Bitchin’ — Excellent. Impressive. This one came from surf culture and spread fast. A bitchin’ car, a bitchin’ party.

Fuzz — The police. Less political than “pig,” more streetwise.

Wheels — A car. Having wheels was independence. “You got wheels tonight?” was the most important question of any Friday in suburban America.

Burn rubber — To accelerate quickly, squealing the tires. The phrase still makes literal sense, but nobody really uses it anymore.

Make the scene — To show up somewhere and be present. “We made the scene at Tommy’s party” meant you were there, you were seen, you participated.

Fink — A traitor or informer. Also a verb: “Don’t fink on me.”

Drag — Something boring or tedious. “This movie is such a drag.” This one predates the 60s but peaked during this decade.

1960s Slang Words Explained From “Boss” to “Zonked”

Mistakes I Made Learning This Stuff

Real talk: when I first started looking into 1960s slang, I made some assumptions that turned out to be wrong.

I assumed everything was hippie slang. Nope. The 1960s had multiple distinct youth subcultures — surfers, greasers, mods, hippies, civil rights activists — and they didn’t all share vocabulary. A greaser in 1961 and a hippie in 1967 were practically speaking different dialects.

I thought “cool” was purely 1960s. It’s not — “cool” as slang goes back to the 1940s jazz scene and solidified in the 1950s. The 60s just kept using it and made it permanent.

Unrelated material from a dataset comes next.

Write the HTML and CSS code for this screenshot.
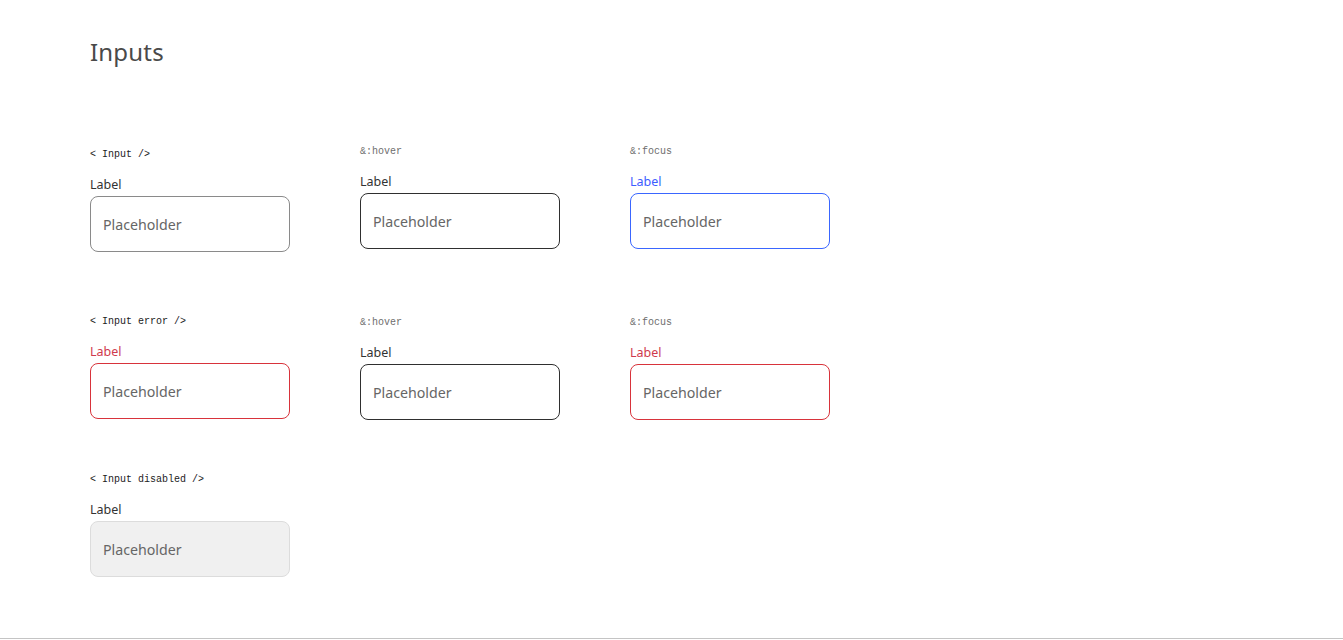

I assumed these words died in 1969. Wrong. So many 1960s slang words survived and evolved. “Crash” (sleeping somewhere), “gig” (a job), “bummer” (a disappointment), “dig” (to understand) — these are all still in active use. The 60s shaped American English in ways we’re still living inside of.

How to Use This in Your Writing

If you’re a writer trying to capture a 1960s character’s voice authentically, here’s what I’d suggest:

Don’t overdo it. Real people in the 60s didn’t talk entirely in slang. Drop one or two period-specific words into dialogue and let the rest breathe naturally. Too much slang reads as parody.

Know your character’s subculture. A Black jazz musician in Chicago would not talk like a white hippie in Haight-Ashbury. The research matters here.

Use context to signal meaning. Don’t just have your character say “far out” — give the reader enough context that the meaning lands, especially with younger audiences.

Read real 1960s sources. Newspapers, letters, song lyrics, interview transcripts. The slang exists in natural context there in a way no vocabulary list can fully replicate.

What These Words Actually Tell Us

Here’s what gets me about 1960s slang: it was the language of people who genuinely believed they were changing everything.

“Blow your mind.” “Turn on.” “Far out.” “The Man.” These weren’t just fun words — they encoded a whole philosophy. A belief that consciousness could be expanded, that authority should be questioned, that reality was wider than what you’d been told.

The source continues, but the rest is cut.